Amazonas police were investigating whether there was a link between the violence at the three prisons.

By evening, Amazonas state police said the situation was stable in all three prisons.

‘I never saw anything like that in my life’

Judge Luis Carlos Valois, who negotiated the end of the Anisio Jobim Penitentiary Complex riot with inmates, said he saw many bodies that had been quartered.

I never saw anything like that in my life. All those bodies, the blood.”
Judge Valois on Facebook.

It was the largest death toll during a Brazilian prison riot since the killing of 111 inmates by police officers in the Carandiru penitentiary in Sao Paulo in 1992.

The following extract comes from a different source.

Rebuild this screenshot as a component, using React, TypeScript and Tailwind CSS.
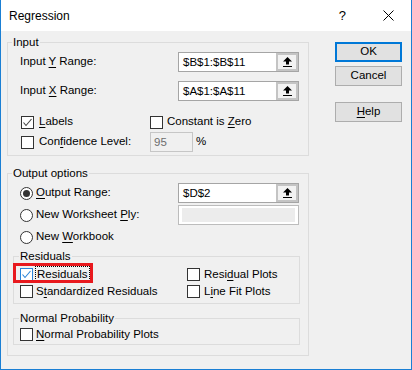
import React from "react";

const ACCENT = "#1a7fd4";

function Key({ children }: { children: React.ReactNode }) {
  return <span className="underline underline-offset-[2px] decoration-1">{children}</span>;
}

function CheckBox({ checked = false, focus = false }: { checked?: boolean; focus?: boolean }) {
  return (
    <span
      className={`w-[13px] h-[13px] shrink-0 bg-white border flex items-center justify-center ${
        focus ? "border-[#2b84d8]" : "border-[#333333]"
      }`}
    >
      {checked && (
        <svg width="11" height="11" viewBox="0 0 11 11">
          <polyline
            points="1.5,5.5 4,8.5 9.5,2"
            fill="none"
            stroke={focus ? "#2b84d8" : "#444444"}
            strokeWidth="1.1"
          />
        </svg>
      )}
    </span>
  );
}

function Radio({ checked = false }: { checked?: boolean }) {
  return (
    <span className="w-[13px] h-[13px] shrink-0 rounded-full bg-white border border-[#333333] flex items-center justify-center">
      {checked && <span className="w-[7px] h-[7px] rounded-full bg-[#333333]" />}
    </span>
  );
}

function RefButton() {
  return (
    <span className="w-[22px] h-full border-2 border-[#c4c4c4] bg-[#f2f2f2] flex items-center justify-center">
      <svg width="9" height="10" viewBox="0 0 9 10">
        <polygon points="4.5,0 9,4.5 6,4.5 6,7.5 3,7.5 3,4.5 0,4.5" fill="#000" />
        <rect x="0" y="9" width="9" height="1" fill="#000" />
      </svg>
    </span>
  );
}

function RefInput({ value }: { value: string }) {
  return (
    <div className="w-[121px] h-[20px] border border-[#a5a5a5] bg-white flex">
      <span className="flex-1 pl-[4px] leading-[18px]">{value}</span>
      <RefButton />
    </div>
  );
}

function Button({ children, primary = false }: { children: React.ReactNode; primary?: boolean }) {
  return (
    <div
      className={`w-[67px] h-[20px] bg-[#e1e1e1] flex items-center justify-center ${
        primary ? "border-2 border-[#0078d7]" : "border border-[#adadad]"
      }`}
    >
      {children}
    </div>
  );
}

export default function App() {
  return (
    <div className="w-[412px] h-[370px] bg-[#f0f0f0] border-x border-b flex flex-col text-[11.5px] text-black font-['Liberation_Sans',Arial,sans-serif]" style={{ borderColor: ACCENT }}>
      {/* title bar */}
      <div className="h-[31px] shrink-0 bg-white flex items-center pl-[8px] pr-[17px]">
        <span className="text-[12px]">Regression</span>
        <span className="ml-auto text-[13px]">?</span>
        <svg className="ml-[37px]" width="11" height="11" viewBox="0 0 11 11">
          <path d="M0.5 0.5 L10.5 10.5 M10.5 0.5 L0.5 10.5" stroke="#000" strokeWidth="1" />
        </svg>
      </div>

      <div className="flex flex-1 pl-[6px] pt-[4px]">
        {/* left column */}
        <div className="w-[302px] flex flex-col">
          <fieldset className="border border-[#dcdcdc]">
            <legend className="ml-[4px] px-px leading-[14px]">Input</legend>
            <div className="pl-[12px] pr-[9px] pt-[3px] pb-[3px]">
              <div className="h-[20px] flex items-center justify-between">
                <span>Input <Key>Y</Key> Range:</span>
                <RefInput value="$B$1:$B$11" />
              </div>
              <div className="h-[20px] mt-[9px] flex items-center justify-between">
                <span>Input <Key>X</Key> Range:</span>
                <RefInput value="$A$1:$A$11" />
              </div>
              <div className="h-[20px] mt-[11px] flex items-center">
                <div className="w-[130px] flex items-center gap-[5px] pl-[1px]">
                  <CheckBox checked />
                  <span><Key>L</Key>abels</span>
                </div>
                <div className="flex items-center gap-[4px]">
                  <CheckBox />
                  <span>Constant is <Key>Z</Key>ero</span>
                </div>
              </div>
              <div className="h-[20px] flex items-center">
                <div className="w-[130px] flex items-center gap-[5px] pl-[1px]">
                  <CheckBox />
                  <span>Con<Key>f</Key>idence Level:</span>
                </div>
                <div className="w-[43px] h-[20px] border border-[#c6c6c6] bg-[#f0f0f0] pl-[3px] leading-[18px] text-[#6d6d6d]">95</div>
                <span className="ml-[3px]">%</span>
              </div>
            </div>
          </fieldset>

          <fieldset className="mt-[10px] border border-[#dcdcdc]">
            <legend className="ml-[4px] px-px leading-[14px]">Output options</legend>
            <div className="pl-[5px] pr-[8px] pt-[2px] pb-[10px]">
              <div className="h-[22px] pl-[7px] pr-[1px] flex items-center">
                <Radio checked />
                <span className="ml-[3px]"><Key>O</Key>utput Range:</span>
                <div className="ml-auto">
                  <RefInput value="$D$2" />
                </div>
              </div>
              <div className="h-[22px] pl-[7px] pr-[1px] flex items-center">
                <Radio />
                <span className="ml-[3px]">New Worksheet <Key>P</Key>ly:</span>
                <div className="ml-auto w-[121px] h-[20px] border border-[#bcbcbc] bg-white px-[3px] py-[2px]">
                  <div className="w-full h-full bg-[#ececec]" />
                </div>
              </div>
              <div className="h-[22px] pl-[7px] flex items-center">
                <Radio />
                <span className="ml-[3px]">New <Key>W</Key>orkbook</span>
              </div>

              <fieldset className="mt-[1px] border border-[#dcdcdc]">
                <legend className="ml-[5px] px-px leading-[14px]">Residuals</legend>
                <div className="pl-[6px] pt-[3px] pb-[3px] grid grid-cols-[167px_1fr]">
                  <div className="relative h-[17px] flex items-center">
                    <CheckBox checked focus />
                    <span className="ml-[2px] h-[17px] px-px border border-dotted border-black leading-[15px]">
                      <Key>R</Key>esiduals
                    </span>
                    <div className="absolute left-[-7px] top-[-3px] w-[80px] h-[20px] border-[3px] border-[#e8191e]" />
                  </div>
                  <div className="h-[17px] flex items-center gap-[4px]">
                    <CheckBox />
                    <span>Resi<Key>d</Key>ual Plots</span>
                  </div>
                  <div className="h-[17px] flex items-center gap-[3px]">
                    <CheckBox />
                    <span>S<Key>t</Key>andardized Residuals</span>
                  </div>
                  <div className="h-[17px] flex items-center gap-[4px]">
                    <CheckBox />
                    <span>L<Key>i</Key>ne Fit Plots</span>
                  </div>
                </div>
              </fieldset>

              <fieldset className="mt-[7px] border border-[#dcdcdc]">
                <legend className="ml-[5px] px-px leading-[14px]">Normal Probability</legend>
                <div className="pl-[6px] pt-[1px] pb-[1px]">
                  <div className="h-[17px] flex items-center gap-[3px]">
                    <CheckBox />
                    <span><Key>N</Key>ormal Probability Plots</span>
                  </div>
                </div>
              </fieldset>
            </div>
          </fieldset>
        </div>

        {/* right column buttons */}
        <div className="ml-[26px] pt-[7px] flex flex-col">
          <Button primary>OK</Button>
          <div className="mt-[4px]">
            <Button>Cancel</Button>
          </div>
          <div className="mt-[16px]">
            <Button>
              <span><Key>H</Key>elp</span>
            </Button>
          </div>
        </div>
      </div>
    </div>
  );
}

The riot ended after the inmates freed the last of the 12 prison staffers they had held hostage, Mr Valois said.

Mr Valois said that during the negotiations at Anisio Jobim, inmates asked only “that we did not transfer them, made sure they were not attacked and kept their visitation” rights.

Mr Fontes also said the inmates made few demands to end the riot, saying that hinted at a killing spree organised by members of a local gang, the Family of the North, against those of the First Command of the Capital (PCC) that is based in Sao Paulo.

The PCC is the most powerful drug and prison gang in Brazil and it has been trying to extend its reach to northern prisons dominated by the Family of the North.

To counter this expansion, Family of the North has associated with the Red Commando of Rio de Janeiro, the second biggest crime gang in Brazil.